* START *

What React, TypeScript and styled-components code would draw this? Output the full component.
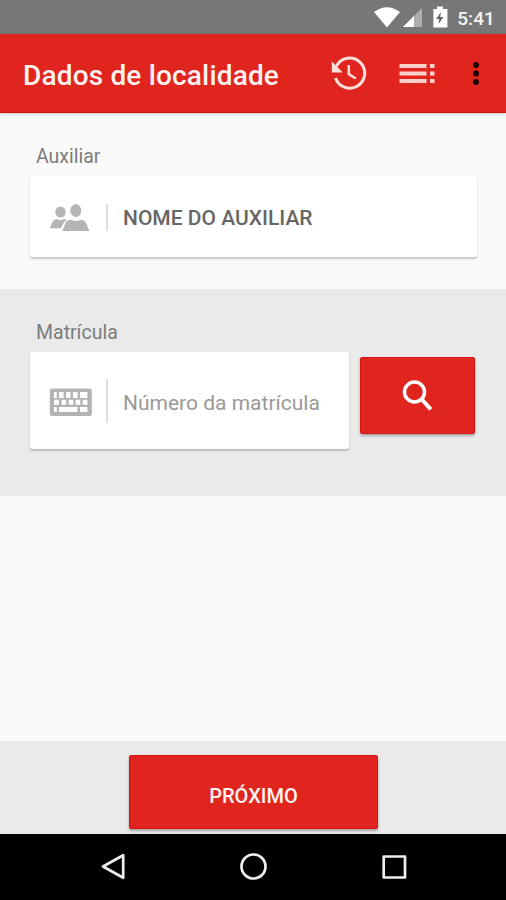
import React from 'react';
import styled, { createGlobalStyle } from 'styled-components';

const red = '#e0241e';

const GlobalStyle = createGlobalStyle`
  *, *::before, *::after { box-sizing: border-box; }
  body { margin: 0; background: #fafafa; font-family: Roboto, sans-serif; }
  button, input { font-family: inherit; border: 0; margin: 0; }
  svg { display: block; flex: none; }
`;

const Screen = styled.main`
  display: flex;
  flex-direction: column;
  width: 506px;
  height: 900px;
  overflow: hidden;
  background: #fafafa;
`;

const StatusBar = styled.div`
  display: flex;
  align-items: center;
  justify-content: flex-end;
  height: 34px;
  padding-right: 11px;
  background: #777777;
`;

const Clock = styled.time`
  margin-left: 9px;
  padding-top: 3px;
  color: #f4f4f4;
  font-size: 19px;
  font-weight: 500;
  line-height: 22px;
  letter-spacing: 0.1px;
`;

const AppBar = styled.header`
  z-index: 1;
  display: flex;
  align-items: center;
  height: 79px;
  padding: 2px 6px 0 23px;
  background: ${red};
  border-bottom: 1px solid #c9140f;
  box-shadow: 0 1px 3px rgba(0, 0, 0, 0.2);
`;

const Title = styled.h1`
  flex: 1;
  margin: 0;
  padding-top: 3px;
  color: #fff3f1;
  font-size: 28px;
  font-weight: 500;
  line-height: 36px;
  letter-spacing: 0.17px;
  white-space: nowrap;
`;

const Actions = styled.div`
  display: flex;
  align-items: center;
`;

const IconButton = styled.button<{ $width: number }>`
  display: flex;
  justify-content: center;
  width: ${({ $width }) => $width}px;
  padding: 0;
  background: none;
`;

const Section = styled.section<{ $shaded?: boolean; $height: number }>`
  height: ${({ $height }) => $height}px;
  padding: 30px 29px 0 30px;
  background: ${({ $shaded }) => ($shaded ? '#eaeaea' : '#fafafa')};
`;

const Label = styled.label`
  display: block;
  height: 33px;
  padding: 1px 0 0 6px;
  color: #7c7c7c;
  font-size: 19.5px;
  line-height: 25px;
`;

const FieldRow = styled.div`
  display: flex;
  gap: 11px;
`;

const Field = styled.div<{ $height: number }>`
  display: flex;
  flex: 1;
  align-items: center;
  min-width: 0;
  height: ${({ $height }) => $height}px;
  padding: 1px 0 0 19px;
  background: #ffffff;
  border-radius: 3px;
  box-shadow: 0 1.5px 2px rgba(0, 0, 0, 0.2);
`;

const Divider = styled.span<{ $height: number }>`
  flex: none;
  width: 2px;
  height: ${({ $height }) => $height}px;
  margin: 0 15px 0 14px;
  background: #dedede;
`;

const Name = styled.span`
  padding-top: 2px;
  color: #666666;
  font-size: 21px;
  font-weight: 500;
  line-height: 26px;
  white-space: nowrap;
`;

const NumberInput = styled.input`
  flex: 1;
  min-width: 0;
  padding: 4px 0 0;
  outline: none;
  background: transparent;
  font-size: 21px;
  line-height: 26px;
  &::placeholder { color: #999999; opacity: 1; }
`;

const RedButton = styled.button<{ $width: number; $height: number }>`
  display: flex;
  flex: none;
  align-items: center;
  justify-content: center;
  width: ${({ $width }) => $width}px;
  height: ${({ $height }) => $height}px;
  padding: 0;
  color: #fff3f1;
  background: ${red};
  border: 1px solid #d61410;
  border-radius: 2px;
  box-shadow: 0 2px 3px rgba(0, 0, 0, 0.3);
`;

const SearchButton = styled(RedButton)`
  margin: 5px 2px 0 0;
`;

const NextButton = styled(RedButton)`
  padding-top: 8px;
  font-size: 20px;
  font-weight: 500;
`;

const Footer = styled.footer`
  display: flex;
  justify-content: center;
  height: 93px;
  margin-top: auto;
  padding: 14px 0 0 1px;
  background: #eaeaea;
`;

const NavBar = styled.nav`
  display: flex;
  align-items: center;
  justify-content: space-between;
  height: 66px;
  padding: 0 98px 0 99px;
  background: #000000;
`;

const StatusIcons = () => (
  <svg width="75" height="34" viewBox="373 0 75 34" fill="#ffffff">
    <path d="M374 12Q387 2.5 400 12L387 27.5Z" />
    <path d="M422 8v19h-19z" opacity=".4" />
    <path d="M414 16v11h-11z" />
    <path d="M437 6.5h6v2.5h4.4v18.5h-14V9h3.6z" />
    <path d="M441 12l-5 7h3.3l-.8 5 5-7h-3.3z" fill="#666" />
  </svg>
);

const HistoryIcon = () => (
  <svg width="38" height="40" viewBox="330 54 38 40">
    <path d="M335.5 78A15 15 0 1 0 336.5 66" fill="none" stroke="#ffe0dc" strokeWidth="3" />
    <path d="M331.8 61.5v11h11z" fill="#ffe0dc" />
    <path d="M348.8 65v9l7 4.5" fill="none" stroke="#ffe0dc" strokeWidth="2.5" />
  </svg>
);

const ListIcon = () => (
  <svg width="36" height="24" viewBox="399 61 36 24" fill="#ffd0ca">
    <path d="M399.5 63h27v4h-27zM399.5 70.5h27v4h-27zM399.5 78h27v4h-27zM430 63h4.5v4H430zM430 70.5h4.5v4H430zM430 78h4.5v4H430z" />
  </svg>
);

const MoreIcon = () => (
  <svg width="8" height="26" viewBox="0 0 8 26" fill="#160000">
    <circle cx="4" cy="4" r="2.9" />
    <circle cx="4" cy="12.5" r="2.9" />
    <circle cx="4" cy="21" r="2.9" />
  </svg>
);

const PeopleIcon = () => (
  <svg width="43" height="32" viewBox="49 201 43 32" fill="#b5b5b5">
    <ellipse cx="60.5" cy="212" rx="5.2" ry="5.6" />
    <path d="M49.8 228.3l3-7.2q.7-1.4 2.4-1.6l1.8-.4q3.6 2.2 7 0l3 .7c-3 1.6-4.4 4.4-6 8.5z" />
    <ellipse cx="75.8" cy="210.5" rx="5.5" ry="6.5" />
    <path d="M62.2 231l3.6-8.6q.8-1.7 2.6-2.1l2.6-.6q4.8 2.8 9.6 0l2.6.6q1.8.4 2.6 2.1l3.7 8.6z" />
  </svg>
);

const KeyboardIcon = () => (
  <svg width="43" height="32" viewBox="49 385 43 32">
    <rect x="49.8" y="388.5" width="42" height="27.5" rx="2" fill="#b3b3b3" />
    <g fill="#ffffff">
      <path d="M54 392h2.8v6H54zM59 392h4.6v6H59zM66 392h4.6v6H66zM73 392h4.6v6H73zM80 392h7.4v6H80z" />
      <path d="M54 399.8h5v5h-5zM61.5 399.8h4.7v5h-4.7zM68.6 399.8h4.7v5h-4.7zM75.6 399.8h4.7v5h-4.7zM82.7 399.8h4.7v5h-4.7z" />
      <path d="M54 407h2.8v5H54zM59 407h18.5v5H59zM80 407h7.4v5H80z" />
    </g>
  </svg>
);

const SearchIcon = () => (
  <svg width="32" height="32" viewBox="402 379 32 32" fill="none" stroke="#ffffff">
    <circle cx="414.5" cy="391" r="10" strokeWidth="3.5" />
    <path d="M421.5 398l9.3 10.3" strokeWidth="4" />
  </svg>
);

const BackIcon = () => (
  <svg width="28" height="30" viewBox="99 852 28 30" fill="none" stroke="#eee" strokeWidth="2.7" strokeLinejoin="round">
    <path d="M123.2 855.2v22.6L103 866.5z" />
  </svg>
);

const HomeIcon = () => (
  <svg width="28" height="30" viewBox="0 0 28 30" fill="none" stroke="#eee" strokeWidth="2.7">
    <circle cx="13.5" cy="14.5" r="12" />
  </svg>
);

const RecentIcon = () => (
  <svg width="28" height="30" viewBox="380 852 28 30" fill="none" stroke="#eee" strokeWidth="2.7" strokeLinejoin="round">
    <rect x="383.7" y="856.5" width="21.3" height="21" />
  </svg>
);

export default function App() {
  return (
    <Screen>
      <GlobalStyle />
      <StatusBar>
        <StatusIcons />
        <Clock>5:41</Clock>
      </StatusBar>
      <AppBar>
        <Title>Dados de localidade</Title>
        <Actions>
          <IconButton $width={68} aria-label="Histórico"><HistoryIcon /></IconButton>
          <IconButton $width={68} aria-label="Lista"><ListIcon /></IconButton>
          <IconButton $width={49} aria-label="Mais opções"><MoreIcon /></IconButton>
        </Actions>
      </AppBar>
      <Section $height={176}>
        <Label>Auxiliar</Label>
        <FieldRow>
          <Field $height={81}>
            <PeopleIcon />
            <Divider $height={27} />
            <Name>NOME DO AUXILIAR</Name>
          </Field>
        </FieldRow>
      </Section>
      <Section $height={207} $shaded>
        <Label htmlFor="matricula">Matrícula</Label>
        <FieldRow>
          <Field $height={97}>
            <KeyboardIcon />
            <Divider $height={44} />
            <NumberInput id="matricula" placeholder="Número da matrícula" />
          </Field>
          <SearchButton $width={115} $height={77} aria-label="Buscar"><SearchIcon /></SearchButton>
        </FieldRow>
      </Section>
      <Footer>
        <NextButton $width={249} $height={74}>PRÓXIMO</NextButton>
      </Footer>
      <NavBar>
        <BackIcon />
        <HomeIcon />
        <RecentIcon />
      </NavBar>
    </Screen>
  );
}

* END *
* START *

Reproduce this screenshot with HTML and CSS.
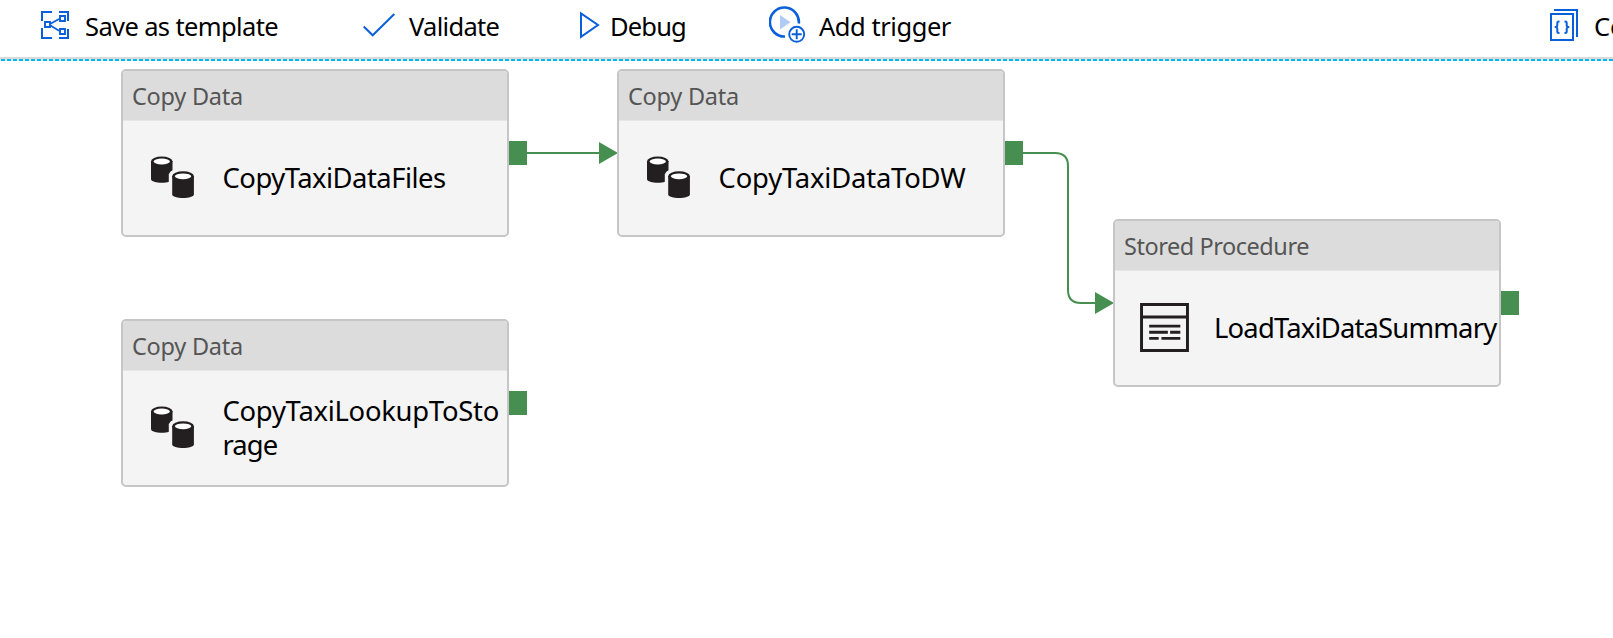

* END *

In the listing above, find the line with "What React, TypeScript" and the line with "const red = '#e0241e';". Copy both of them and every line between, exactly, but not the pictures.

▶ **TASK RESPONSE**
What React, TypeScript and styled-components code would draw this? Output the full component.
import React from 'react';
import styled, { createGlobalStyle } from 'styled-components';

const red = '#e0241e';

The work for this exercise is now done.